───── SUPPLIED DATA
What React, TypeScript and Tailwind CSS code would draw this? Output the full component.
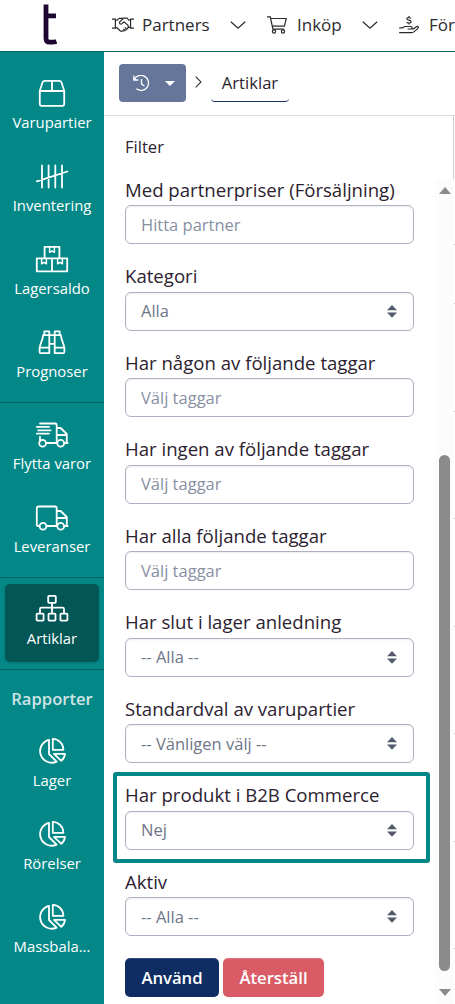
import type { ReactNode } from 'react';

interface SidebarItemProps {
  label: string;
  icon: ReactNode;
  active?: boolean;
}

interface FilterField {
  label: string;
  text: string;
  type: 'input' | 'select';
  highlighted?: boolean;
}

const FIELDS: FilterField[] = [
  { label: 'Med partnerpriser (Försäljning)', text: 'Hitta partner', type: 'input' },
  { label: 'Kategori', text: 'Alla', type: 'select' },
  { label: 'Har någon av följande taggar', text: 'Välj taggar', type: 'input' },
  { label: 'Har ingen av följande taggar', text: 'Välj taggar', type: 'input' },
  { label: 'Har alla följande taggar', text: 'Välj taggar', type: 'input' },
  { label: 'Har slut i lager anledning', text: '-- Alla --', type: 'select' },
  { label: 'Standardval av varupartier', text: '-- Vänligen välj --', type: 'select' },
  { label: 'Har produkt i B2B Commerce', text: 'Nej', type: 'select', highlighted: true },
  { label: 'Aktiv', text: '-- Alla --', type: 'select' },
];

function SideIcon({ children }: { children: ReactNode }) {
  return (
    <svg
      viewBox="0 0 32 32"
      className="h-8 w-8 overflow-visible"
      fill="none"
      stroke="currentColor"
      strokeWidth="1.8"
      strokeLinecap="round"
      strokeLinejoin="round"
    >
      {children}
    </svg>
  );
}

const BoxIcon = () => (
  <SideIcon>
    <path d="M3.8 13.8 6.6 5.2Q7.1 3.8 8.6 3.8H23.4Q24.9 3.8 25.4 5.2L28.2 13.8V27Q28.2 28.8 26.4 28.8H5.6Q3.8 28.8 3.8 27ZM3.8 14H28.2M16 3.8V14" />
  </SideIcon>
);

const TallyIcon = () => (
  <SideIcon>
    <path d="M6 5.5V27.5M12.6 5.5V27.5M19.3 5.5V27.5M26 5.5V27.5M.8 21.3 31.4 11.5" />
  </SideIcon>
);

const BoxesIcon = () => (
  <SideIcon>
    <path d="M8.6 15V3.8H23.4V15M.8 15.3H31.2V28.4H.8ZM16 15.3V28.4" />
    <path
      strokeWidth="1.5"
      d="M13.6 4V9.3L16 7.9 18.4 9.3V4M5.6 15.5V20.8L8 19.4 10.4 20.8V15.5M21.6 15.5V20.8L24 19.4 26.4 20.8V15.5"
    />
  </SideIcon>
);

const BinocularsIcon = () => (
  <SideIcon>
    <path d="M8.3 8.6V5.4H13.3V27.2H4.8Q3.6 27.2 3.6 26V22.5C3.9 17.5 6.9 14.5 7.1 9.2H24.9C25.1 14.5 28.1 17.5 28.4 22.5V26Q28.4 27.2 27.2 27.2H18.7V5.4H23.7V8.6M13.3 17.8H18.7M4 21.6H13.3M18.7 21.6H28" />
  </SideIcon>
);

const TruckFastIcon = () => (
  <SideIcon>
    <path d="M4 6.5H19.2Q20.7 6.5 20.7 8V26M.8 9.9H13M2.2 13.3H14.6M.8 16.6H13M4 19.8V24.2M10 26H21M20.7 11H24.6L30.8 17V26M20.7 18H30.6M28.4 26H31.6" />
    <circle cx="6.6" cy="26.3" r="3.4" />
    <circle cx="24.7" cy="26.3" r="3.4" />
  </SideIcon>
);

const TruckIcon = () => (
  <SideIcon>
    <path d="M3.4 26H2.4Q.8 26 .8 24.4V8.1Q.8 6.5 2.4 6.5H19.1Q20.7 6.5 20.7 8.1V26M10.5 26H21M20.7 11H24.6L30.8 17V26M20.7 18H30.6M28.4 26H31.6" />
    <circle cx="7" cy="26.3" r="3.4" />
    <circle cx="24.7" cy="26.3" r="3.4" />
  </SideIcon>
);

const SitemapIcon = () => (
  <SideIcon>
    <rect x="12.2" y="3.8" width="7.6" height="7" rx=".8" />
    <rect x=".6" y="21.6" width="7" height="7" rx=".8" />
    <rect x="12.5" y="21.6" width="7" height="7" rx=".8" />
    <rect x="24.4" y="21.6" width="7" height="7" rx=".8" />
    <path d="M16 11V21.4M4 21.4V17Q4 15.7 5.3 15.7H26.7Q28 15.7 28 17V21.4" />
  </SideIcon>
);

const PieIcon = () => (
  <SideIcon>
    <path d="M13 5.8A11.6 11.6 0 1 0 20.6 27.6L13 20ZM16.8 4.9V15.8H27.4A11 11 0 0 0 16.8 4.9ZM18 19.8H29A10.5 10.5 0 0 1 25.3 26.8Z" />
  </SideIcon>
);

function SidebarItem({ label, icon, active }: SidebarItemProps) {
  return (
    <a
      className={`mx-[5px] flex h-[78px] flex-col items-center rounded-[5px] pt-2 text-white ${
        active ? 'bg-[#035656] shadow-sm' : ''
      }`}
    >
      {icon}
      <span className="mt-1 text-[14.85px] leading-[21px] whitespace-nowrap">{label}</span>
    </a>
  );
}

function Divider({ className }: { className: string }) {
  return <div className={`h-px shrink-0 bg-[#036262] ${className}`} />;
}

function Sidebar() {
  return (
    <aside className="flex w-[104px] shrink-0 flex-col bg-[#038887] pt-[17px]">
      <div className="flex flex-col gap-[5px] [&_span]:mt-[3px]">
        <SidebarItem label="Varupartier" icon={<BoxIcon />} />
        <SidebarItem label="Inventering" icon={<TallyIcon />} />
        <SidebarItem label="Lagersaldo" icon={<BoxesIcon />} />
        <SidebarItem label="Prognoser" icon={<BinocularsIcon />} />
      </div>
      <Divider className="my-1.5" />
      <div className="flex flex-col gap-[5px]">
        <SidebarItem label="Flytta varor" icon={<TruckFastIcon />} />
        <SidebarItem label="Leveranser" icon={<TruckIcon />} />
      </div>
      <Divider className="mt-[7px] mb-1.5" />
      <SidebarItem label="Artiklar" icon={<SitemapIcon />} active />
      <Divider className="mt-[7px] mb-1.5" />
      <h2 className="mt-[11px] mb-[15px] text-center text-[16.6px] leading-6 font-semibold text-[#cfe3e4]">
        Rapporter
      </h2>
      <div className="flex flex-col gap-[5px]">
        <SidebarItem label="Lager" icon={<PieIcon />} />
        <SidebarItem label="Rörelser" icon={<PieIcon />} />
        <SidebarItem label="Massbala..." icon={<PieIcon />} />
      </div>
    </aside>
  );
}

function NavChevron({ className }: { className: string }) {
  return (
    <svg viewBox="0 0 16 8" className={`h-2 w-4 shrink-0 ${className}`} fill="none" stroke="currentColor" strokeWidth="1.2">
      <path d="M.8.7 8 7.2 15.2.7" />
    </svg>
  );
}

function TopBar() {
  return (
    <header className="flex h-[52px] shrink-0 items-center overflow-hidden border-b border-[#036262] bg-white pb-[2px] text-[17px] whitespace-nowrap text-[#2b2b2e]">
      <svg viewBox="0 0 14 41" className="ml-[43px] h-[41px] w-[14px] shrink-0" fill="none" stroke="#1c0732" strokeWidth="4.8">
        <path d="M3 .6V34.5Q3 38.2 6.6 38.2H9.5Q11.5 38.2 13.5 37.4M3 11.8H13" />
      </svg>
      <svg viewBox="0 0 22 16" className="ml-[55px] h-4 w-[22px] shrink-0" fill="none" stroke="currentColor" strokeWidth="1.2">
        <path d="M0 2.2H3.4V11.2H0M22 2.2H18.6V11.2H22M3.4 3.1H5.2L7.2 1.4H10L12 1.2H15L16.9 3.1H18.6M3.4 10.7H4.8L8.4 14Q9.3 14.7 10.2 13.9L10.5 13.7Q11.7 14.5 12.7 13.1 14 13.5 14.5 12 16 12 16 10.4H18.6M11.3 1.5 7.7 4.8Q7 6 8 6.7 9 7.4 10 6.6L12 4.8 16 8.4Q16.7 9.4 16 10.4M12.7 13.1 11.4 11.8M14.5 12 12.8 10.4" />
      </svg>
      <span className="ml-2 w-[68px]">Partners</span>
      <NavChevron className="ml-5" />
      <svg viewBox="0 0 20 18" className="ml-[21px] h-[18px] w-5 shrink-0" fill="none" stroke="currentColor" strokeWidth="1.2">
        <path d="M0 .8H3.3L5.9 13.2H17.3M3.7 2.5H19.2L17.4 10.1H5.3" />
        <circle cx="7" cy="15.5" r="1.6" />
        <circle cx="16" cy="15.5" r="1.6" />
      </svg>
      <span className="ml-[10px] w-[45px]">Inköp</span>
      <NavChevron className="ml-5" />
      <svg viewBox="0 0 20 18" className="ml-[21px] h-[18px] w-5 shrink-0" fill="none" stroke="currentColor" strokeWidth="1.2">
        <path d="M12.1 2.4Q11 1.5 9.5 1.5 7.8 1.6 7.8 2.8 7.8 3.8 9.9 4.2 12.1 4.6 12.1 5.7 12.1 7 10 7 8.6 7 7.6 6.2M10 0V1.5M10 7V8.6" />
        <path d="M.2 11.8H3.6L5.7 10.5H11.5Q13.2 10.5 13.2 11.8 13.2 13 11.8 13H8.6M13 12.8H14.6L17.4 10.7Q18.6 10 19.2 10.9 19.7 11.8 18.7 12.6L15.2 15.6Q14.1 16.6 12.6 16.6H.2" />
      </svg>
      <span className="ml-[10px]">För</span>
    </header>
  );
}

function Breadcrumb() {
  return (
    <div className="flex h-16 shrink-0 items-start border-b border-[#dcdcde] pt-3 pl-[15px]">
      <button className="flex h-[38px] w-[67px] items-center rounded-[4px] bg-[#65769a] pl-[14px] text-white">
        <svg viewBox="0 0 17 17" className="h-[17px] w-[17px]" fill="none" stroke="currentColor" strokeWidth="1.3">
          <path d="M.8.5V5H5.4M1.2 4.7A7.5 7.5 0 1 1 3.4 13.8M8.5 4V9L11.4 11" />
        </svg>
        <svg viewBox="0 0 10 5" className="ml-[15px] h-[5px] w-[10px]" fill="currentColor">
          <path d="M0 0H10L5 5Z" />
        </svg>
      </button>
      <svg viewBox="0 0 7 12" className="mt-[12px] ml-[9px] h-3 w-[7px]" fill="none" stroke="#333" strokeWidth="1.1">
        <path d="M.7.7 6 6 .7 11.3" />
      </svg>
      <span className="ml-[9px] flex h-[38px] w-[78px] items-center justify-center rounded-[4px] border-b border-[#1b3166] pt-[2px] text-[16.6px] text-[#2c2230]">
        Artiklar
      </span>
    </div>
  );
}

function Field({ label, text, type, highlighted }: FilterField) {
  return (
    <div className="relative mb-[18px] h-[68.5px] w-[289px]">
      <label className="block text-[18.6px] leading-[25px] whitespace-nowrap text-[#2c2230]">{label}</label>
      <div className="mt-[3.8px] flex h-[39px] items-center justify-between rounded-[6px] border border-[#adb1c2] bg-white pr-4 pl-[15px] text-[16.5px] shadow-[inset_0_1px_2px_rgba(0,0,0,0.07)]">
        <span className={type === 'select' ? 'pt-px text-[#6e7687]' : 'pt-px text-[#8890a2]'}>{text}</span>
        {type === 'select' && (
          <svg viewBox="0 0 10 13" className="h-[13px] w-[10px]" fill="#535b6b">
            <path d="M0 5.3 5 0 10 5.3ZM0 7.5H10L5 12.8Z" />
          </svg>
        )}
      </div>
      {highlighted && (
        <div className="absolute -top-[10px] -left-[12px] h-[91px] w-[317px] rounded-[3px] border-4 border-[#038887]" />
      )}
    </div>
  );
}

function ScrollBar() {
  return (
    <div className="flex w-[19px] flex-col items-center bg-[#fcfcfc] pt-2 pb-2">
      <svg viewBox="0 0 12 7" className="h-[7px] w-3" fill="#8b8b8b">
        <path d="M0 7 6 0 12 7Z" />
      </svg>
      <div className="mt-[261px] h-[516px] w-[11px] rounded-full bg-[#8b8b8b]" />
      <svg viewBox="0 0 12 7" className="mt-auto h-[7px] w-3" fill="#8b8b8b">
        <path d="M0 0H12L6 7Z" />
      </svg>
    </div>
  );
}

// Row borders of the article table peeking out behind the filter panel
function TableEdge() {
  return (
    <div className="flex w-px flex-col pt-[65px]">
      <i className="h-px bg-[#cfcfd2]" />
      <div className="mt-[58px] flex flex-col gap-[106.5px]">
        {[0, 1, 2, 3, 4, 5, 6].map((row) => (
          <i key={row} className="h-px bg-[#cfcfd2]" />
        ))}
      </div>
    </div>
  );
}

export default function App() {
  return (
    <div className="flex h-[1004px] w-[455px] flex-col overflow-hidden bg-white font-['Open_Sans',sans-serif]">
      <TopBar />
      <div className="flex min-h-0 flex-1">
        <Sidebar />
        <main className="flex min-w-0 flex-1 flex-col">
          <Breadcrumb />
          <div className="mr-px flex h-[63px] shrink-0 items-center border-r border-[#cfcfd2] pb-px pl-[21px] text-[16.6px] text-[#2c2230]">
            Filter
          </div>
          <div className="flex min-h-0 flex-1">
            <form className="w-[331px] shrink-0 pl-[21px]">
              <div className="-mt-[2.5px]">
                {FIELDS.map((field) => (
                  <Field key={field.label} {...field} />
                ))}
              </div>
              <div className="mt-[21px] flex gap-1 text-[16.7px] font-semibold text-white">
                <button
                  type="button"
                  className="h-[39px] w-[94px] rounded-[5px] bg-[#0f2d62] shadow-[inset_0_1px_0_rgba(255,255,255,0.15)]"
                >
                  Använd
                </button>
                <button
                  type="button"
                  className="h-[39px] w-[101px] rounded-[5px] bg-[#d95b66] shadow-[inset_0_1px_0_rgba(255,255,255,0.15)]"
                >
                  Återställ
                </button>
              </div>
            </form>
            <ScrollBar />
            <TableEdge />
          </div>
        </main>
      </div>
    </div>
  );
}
──────────
───── SUPPLIED DATA
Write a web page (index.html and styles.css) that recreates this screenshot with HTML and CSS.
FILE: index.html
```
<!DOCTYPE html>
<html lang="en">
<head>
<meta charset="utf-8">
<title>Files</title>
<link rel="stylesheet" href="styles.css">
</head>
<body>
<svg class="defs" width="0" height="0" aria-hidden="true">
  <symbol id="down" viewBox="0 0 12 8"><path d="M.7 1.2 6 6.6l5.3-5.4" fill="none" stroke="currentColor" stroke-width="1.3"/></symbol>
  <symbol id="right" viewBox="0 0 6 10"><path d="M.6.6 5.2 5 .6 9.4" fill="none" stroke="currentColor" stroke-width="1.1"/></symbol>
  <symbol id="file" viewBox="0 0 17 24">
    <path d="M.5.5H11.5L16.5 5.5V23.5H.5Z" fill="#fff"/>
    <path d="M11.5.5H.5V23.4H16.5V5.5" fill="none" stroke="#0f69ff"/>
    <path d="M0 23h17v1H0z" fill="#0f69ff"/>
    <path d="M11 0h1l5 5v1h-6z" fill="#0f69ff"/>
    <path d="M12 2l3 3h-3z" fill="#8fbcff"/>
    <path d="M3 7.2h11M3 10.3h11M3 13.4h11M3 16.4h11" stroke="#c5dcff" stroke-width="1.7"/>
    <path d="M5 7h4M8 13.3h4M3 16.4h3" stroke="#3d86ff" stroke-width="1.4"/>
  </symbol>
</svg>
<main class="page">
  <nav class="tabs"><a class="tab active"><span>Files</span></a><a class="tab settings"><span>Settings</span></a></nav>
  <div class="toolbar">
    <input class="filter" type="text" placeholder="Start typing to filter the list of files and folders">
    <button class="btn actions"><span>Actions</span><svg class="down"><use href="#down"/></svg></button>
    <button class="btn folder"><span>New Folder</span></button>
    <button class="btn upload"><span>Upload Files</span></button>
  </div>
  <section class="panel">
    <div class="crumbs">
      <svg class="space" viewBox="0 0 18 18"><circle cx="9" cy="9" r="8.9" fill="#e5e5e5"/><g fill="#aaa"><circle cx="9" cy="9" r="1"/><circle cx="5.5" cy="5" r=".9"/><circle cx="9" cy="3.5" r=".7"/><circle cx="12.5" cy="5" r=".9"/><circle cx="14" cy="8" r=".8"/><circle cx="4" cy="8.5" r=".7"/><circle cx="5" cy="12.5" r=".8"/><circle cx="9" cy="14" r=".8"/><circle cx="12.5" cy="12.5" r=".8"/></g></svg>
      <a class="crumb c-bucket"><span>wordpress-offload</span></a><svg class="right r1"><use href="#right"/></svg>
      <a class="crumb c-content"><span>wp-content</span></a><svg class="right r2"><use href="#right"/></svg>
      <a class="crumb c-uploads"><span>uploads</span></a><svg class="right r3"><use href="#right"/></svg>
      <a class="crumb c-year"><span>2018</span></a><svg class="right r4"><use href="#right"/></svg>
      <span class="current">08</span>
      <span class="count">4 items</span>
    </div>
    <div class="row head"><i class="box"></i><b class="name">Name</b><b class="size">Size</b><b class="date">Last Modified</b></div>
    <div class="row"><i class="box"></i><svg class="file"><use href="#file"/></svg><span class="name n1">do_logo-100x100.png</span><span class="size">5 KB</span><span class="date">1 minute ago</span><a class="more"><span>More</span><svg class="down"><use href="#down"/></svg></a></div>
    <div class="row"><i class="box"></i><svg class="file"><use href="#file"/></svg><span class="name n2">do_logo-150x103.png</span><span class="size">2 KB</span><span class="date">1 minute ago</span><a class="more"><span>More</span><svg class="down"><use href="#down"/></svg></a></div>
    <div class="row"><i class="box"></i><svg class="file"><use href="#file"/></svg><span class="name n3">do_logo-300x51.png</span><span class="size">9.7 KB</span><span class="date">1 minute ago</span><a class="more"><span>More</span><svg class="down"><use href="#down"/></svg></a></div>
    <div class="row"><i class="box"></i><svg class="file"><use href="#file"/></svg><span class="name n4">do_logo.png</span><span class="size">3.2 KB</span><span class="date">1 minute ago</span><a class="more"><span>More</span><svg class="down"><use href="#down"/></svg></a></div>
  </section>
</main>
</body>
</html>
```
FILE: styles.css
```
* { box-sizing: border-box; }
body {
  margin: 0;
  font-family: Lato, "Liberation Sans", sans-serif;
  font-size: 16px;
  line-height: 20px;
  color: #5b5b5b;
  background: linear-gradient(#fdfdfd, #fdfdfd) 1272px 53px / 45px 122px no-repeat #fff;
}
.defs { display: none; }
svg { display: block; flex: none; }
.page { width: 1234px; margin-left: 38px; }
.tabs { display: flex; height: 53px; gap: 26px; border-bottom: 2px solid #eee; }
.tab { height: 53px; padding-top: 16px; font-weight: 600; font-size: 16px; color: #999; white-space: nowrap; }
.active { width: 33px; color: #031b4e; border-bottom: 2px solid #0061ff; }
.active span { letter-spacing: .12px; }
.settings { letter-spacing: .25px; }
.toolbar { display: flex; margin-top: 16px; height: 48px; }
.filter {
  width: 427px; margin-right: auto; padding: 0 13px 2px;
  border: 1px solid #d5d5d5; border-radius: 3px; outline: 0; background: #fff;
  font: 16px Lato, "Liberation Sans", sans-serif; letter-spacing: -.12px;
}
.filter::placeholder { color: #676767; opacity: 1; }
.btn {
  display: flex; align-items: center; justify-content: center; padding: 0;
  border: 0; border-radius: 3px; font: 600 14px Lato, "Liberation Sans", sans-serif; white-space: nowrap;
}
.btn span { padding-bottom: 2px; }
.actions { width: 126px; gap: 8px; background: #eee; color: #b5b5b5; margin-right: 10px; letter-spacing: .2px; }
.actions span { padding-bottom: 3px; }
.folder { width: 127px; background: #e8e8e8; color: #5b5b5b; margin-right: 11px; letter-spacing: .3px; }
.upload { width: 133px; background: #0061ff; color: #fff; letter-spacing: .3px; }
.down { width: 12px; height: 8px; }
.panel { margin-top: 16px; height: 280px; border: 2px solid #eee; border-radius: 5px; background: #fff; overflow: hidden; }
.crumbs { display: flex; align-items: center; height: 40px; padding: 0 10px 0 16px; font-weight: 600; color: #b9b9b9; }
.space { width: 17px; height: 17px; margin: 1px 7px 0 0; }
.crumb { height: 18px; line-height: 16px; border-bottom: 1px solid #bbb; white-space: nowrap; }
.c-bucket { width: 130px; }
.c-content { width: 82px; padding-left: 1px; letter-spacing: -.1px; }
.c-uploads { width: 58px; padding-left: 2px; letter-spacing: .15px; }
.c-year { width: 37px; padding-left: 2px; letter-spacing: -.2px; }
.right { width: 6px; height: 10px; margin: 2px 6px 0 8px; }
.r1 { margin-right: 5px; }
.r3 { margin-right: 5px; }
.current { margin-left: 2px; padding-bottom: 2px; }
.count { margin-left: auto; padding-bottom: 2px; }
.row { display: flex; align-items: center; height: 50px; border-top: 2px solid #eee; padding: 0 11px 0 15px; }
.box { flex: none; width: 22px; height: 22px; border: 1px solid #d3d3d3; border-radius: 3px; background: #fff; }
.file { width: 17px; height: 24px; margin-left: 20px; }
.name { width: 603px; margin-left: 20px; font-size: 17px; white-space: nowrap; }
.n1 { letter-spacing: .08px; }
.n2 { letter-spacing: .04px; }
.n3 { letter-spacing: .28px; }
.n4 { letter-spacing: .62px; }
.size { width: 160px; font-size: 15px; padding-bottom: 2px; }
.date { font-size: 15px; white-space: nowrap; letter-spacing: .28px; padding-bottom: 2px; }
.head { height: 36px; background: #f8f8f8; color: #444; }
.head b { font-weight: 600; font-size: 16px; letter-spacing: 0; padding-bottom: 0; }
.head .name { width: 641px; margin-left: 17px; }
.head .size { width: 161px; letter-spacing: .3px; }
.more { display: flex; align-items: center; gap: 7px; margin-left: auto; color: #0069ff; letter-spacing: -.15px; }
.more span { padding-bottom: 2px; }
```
──────────
**GIVEN INSTRUCTION**: In the entries above, count each line with "this"; reply with the total only.

**FULL RESPONSE**: 2